Should Employers face Double Jeopardy for Health and Safety Breaches?

22 March 2024

Currently, breaches of health and safety are regulated under the Health and Safety at Work Act 2015 (HSWA). The HSWA sets out significant penalties for employers that fail to comply with their health and safety obligations.

In WorkSafe NZ v Salter [2017] NZDC 26277, Salters Cartage Limited (SCL) and SCL’s director, Ron Salter, were ordered to pay a joint total of $300,000 for breaches of several health and safety and hazardous substance regulations. In addition, Salter was sentenced to four and a half months’ home detention. This was a result of a workplace death in 2015, in which a contractor died from an explosion on SCL premises whilst welding near a 96,000-litre tank containing flammable substances.

Nearly six years after the incident, the Commissioner of Police (the Commissioner) is attempting to seize $11 million worth of SCL’s assets under the Criminal Proceeds (Recovery Act) 2009 (CPRA), for failing to comply with health and safety and hazardous substance regulations.

Under the CPRA, the Police may, on application to the Court, seize assets from those that profit from criminal activity. This is also known as a “forfeiture of profits” application.

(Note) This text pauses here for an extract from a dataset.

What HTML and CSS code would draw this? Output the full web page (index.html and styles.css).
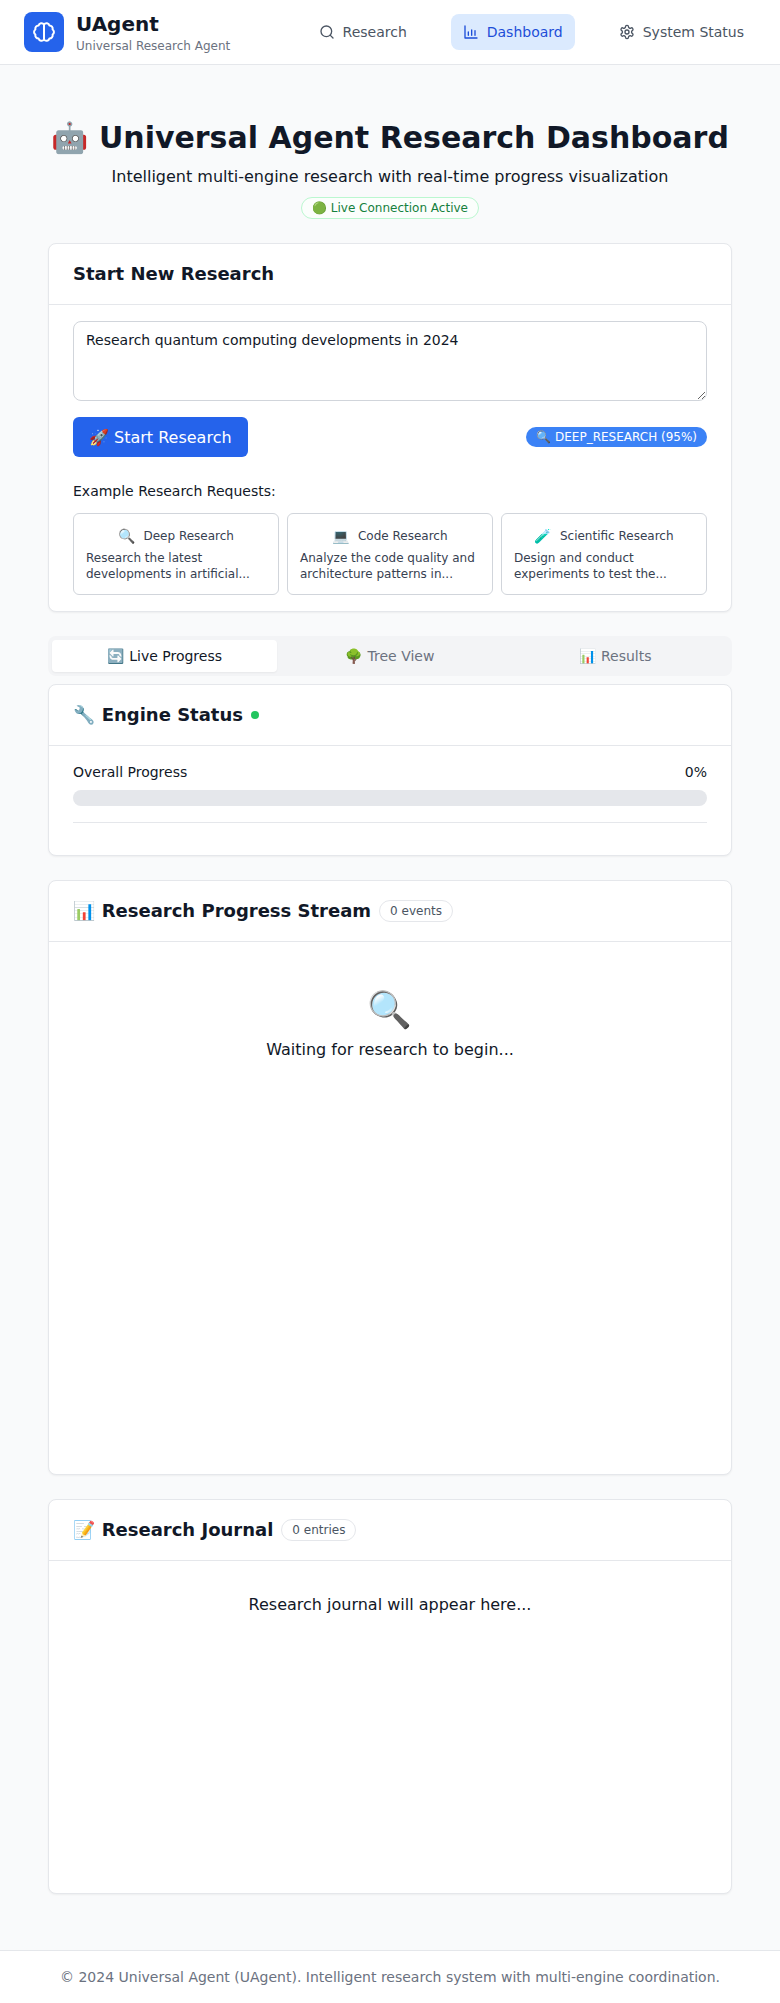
FILE: index.html
```html
<!DOCTYPE html>
<html lang="en">
<head>
<meta charset="utf-8">
<title>UAgent</title>
<link rel="stylesheet" href="styles.css">
</head>
<body>
<header class="topbar">
  <div class="brand">
    <div class="logo">
      <svg viewBox="0 0 24 24" width="24" height="24" fill="none" stroke="#fff" stroke-width="2" stroke-linecap="round" stroke-linejoin="round"><path d="M12 4.500v15"/><path d="M12 4.500A3 3 0 0 0 6.600 5.500 3.200 3.200 0 0 0 3.400 9.500 3 3 0 0 0 3.400 14.500 3.200 3.200 0 0 0 6.600 18.500 3 3 0 0 0 12 19.500"/><path d="M12 4.500A3 3 0 0 1 17.400 5.500 3.200 3.200 0 0 1 20.600 9.500 3 3 0 0 1 20.600 14.500 3.200 3.200 0 0 1 17.400 18.500 3 3 0 0 1 12 19.500"/></svg>
    </div>
    <div class="brand-text">
      <div class="brand-name">UAgent</div>
      <div class="brand-sub">Universal Research Agent</div>
    </div>
  </div>
  <nav class="nav">
    <a class="nav-link"><svg viewBox="0 0 24 24" width="16" height="16" fill="none" stroke="currentColor" stroke-width="2" stroke-linecap="round" stroke-linejoin="round"><circle cx="11" cy="11" r="8"/><path d="m21 21-4.300-4.300"/></svg>Research</a>
    <a class="nav-link active"><svg viewBox="0 0 24 24" width="16" height="16" fill="none" stroke="currentColor" stroke-width="2" stroke-linecap="round" stroke-linejoin="round"><path d="M3 3v18h18"/><path d="M8 17v-5"/><path d="M13 17V9"/><path d="M18 17v-7"/></svg>Dashboard</a>
    <a class="nav-link"><svg viewBox="0 0 24 24" width="16" height="16" fill="none" stroke="currentColor" stroke-width="2" stroke-linecap="round" stroke-linejoin="round"><path d="M12.220 2h-.44a2 2 0 0 0-2 2v.18a2 2 0 0 1-1 1.730l-.43.25a2 2 0 0 1-2 0l-.15-.08a2 2 0 0 0-2.730.73l-.22.38a2 2 0 0 0 .73 2.730l.15.1a2 2 0 0 1 1 1.720v.51a2 2 0 0 1-1 1.740l-.15.09a2 2 0 0 0-.73 2.730l.22.38a2 2 0 0 0 2.730.73l.15-.08a2 2 0 0 1 2 0l.43.25a2 2 0 0 1 1 1.730V20a2 2 0 0 0 2 2h.44a2 2 0 0 0 2-2v-.18a2 2 0 0 1 1-1.730l.43-.25a2 2 0 0 1 2 0l.15.08a2 2 0 0 0 2.730-.73l.22-.39a2 2 0 0 0-.73-2.730l-.15-.08a2 2 0 0 1-1-1.740v-.5a2 2 0 0 1 1-1.740l.15-.09a2 2 0 0 0 .73-2.730l-.22-.38a2 2 0 0 0-2.730-.73l-.15.08a2 2 0 0 1-2 0l-.43-.25a2 2 0 0 1-1-1.730V4a2 2 0 0 0-2-2z"/><circle cx="12" cy="12" r="3"/></svg>System Status</a>
  </nav>
</header>

<main class="main">
  <section class="hero">
    <h1 class="hero-title">🤖 Universal Agent Research Dashboard</h1>
    <p class="hero-sub">Intelligent multi-engine research with real-time progress visualization</p>
    <span class="live-pill">🟢 Live Connection Active</span>
  </section>

  <section class="card start-card">
    <div class="card-head"><h2 class="card-title">Start New Research</h2></div>
    <div class="start-body">
      <textarea class="query" rows="3">Research quantum computing developments in 2024</textarea>
      <div class="action-row">
        <button class="start-btn">🚀 Start Research</button>
        <span class="engine-badge">🔍 DEEP_RESEARCH (95%)</span>
      </div>
      <div class="examples-label">Example Research Requests:</div>
      <div class="examples">
        <div class="example">
          <div class="example-title"><span class="example-icon">🔍</span><span>Deep Research</span></div>
          <div class="example-desc">Research the latest developments in artificial...</div>
        </div>
        <div class="example">
          <div class="example-title"><span class="example-icon">💻</span><span>Code Research</span></div>
          <div class="example-desc">Analyze the code quality and architecture patterns in...</div>
        </div>
        <div class="example">
          <div class="example-title"><span class="example-icon">🧪</span><span>Scientific Research</span></div>
          <div class="example-desc">Design and conduct experiments to test the...</div>
        </div>
      </div>
    </div>
  </section>

  <div class="tabs">
    <div class="tab active">🔄 Live Progress</div>
    <div class="tab">🌳 Tree View</div>
    <div class="tab">📊 Results</div>
  </div>

  <section class="card engine-card">
    <div class="card-head"><h2 class="card-title">🔧 Engine Status</h2><span class="dot"></span></div>
    <div class="engine-body">
      <div class="progress-row"><span>Overall Progress</span><span>0%</span></div>
      <div class="progress-track"></div>
      <div class="progress-rule"></div>
    </div>
  </section>

  <section class="card">
    <div class="card-head"><h2 class="card-title">📊 Research Progress Stream</h2><span class="count-pill">0 events</span></div>
    <div class="stream-body">
      <div class="empty">
        <div class="empty-icon">🔍</div>
        <div class="empty-text">Waiting for research to begin...</div>
      </div>
    </div>
  </section>

  <section class="card">
    <div class="card-head"><h2 class="card-title">📝 Research Journal</h2><span class="count-pill">0 entries</span></div>
    <div class="journal-body">
      <div class="journal-empty">Research journal will appear here...</div>
    </div>
  </section>
</main>

<footer class="footer">© 2024 Universal Agent (UAgent). Intelligent research system with multi-engine coordination.</footer>
</body>
</html>
```
FILE: styles.css
```css
* { box-sizing: border-box; }
html, body { margin: 0; padding: 0; }
body {
  background: #f9fafb;
  color: #111827;
  font-family: "DejaVu Sans", "Noto Color Emoji", sans-serif;
  font-size: 16px;
  line-height: 24px;
}
h1, h2, p { margin: 0; }

.topbar {
  display: flex;
  align-items: center;
  justify-content: space-between;
  height: 65px;
  padding: 0 24px;
  background: #fff;
  border-bottom: 1px solid #e5e7eb;
}
.brand { display: flex; align-items: center; gap: 12px; }
.logo {
  width: 40px;
  height: 40px;
  border-radius: 8px;
  background: #2563eb;
  display: flex;
  align-items: center;
  justify-content: center;
}
.brand-name { font-size: 20px; line-height: 28px; font-weight: 700; color: #111827; }
.brand-sub { font-size: 12px; line-height: 16px; color: #6b7280; }
.nav { display: flex; gap: 32px; }
.nav-link {
  display: flex;
  align-items: center;
  gap: 8px;
  height: 36px;
  padding: 0 12px;
  border-radius: 8px;
  font-size: 14px;
  line-height: 20px;
  color: #4b5563;
}
.nav-link.active { background: #dbeafe; color: #1d4ed8; }

.main { padding: 53px 48px 32px; }

.hero { text-align: center; margin-bottom: 24px; }
.hero-title { font-size: 30px; line-height: 40px; font-weight: 700; color: #111827; white-space: nowrap; }
.hero-sub { margin-top: 7px; font-size: 16px; line-height: 24px; color: #111827; }
.live-pill {
  display: inline-block;
  margin-top: 8px;
  padding: 2px 10px;
  font-size: 12px;
  line-height: 16px;
  color: #15803d;
  background: #fbfefc;
  border: 1px solid #bbf7d0;
  border-radius: 999px;
}

.card {
  background: #fff;
  border: 1px solid #e5e7eb;
  border-radius: 8px;
  box-shadow: 0 1px 2px rgba(0, 0, 0, 0.05);
  margin-bottom: 24px;
}
.card-head {
  display: flex;
  align-items: center;
  gap: 8px;
  padding: 16px 24px;
  border-bottom: 1px solid #e5e7eb;
}
.card-title { font-size: 18px; line-height: 28px; font-weight: 700; color: #111827; }

.start-body { padding: 16px 24px; }
.query {
  display: block;
  width: 100%;
  height: 80px;
  padding: 8px 12px;
  border: 1px solid #d1d5db;
  border-radius: 8px;
  background: #fff;
  font-family: inherit;
  font-size: 14px;
  line-height: 20px;
  color: #111827;
}
.action-row {
  display: flex;
  align-items: center;
  justify-content: space-between;
  margin-top: 16px;
}
.start-btn {
  height: 40px;
  padding: 0 16px;
  border: 0;
  border-radius: 6px;
  background: #2563eb;
  color: #fff;
  font-family: inherit;
  font-size: 16px;
}
.engine-badge {
  padding: 2px 10px;
  border-radius: 999px;
  background: #3b82f6;
  color: #fff;
  font-size: 12px;
  line-height: 16px;
}
.examples-label { margin-top: 24px; font-size: 14px; line-height: 20px; color: #111827; }
.examples {
  display: grid;
  grid-template-columns: repeat(3, 1fr);
  gap: 8px;
  margin-top: 12px;
}
.example {
  padding: 12px;
  border: 1px solid #d1d5db;
  border-radius: 6px;
  background: #fff;
  font-size: 12px;
  line-height: 16px;
  color: #374151;
}
.example-title { display: flex; justify-content: center; gap: 8px; margin-bottom: 4px; line-height: 20px; }
.example-icon { font-size: 14px; }
.example-desc { line-height: 16px; }

.tabs {
  display: grid;
  grid-template-columns: repeat(3, 1fr);
  padding: 4px;
  margin-bottom: 8px;
  background: #f3f4f6;
  border-radius: 8px;
}
.tab {
  height: 32px;
  display: flex;
  align-items: center;
  justify-content: center;
  font-size: 14px;
  color: #6b7280;
  border-radius: 4px;
}
.tab.active { background: #fff; color: #111827; box-shadow: 0 1px 2px rgba(0, 0, 0, 0.05); }

.dot { width: 8px; height: 8px; border-radius: 50%; background: #22c55e; }
.engine-body { padding: 16px 24px 32px; }
.progress-row {
  display: flex;
  justify-content: space-between;
  font-size: 14px;
  line-height: 20px;
  color: #111827;
}
.progress-track { height: 16px; margin-top: 8px; border-radius: 999px; background: #e5e7eb; }
.progress-rule { margin-top: 16px; border-top: 1px solid #e5e7eb; }

.count-pill {
  padding: 2px 10px;
  border: 1px solid #e5e7eb;
  border-radius: 999px;
  background: #fff;
  color: #4b5563;
  font-size: 12px;
  line-height: 16px;
}
.stream-body { height: 532px; padding: 16px 24px; }
.empty { padding: 32px 0; text-align: center; }
.empty-icon { font-size: 36px; line-height: 40px; margin-bottom: 8px; }
.empty-text { font-size: 16px; line-height: 24px; color: #111827; }
.journal-body { height: 332px; padding: 16px 24px; }
.journal-empty { padding: 16px 0; text-align: center; font-size: 16px; line-height: 24px; color: #111827; }

.footer {
  padding: 16px 0 17px;
  background: #fff;
  border-top: 1px solid #e5e7eb;
  text-align: center;
  font-size: 14px;
  line-height: 20px;
  color: #6b7280;
}
```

As noted by the Court of Appeal in Commissioner of Police v Salter & Ors [2024] NZCA 6, this would be the first time that health and safety offences are placed within the scope of proceeds of crime legislation.

What is “forfeiture of profits” under the CPRA?

The CPRA is usually used to seize assets from those that have profited from organised or gang-related crime, drug dealing, money laundering, tax evasion and other related criminal activities.

Given that health and safety offences are often a result of unintentional non-compliance, it is difficult to reconcile employers such as SCL being treated in the same way as those who unlawfully benefitted from organised or gang-related crime. Yet, the Commissioner’s forfeiture application suggests otherwise.

What does this mean for breaches of health and safety in the future?

If the Commissioner is successful in issuing forfeiture orders against SCL, this will have a chilling effect on other business owners who may find themselves in breach of health and safety regulations in the future. Not only will future offenders fall subject to penalties under the HSWA, but they will be at risk of seizure of assets under the CPRA.

In addition, this would have a detrimental impact on small business owners (SBO), which make up a significant proportion of businesses within New Zealand. SBO’s in breach of health and safety regulations would be at risk of losing the majority of their assets, putting them out of business. It is also important to recognise the deterrent effect this would likely have on prospective SBO’s, who would become fearful of starting a business because of the high risks associated with health and safety breaches.

One may argue that this will incentivise employers to promote the health and safety of workers, however this can be achieved without subjecting employers to double jeopardy under both the HSWA and the CPRA. It cannot be said that employer’s benefit from health and safety breaches, in the same way as those involved in organised or gang-related crime. Rather, cases such as Police v Salter & Ors [2024] serve as an important reminder to employers to ensure they are well informed of their health and safety duties. 

The matter will be determined in October this year when the Commissioner’s forfeiture application is heard in the High Court. Until then, business owners must be aware of the significant impact that the Commissioner’s application may have on them as employers, and the risk of double jeopardy under the HSWA and the CPRA.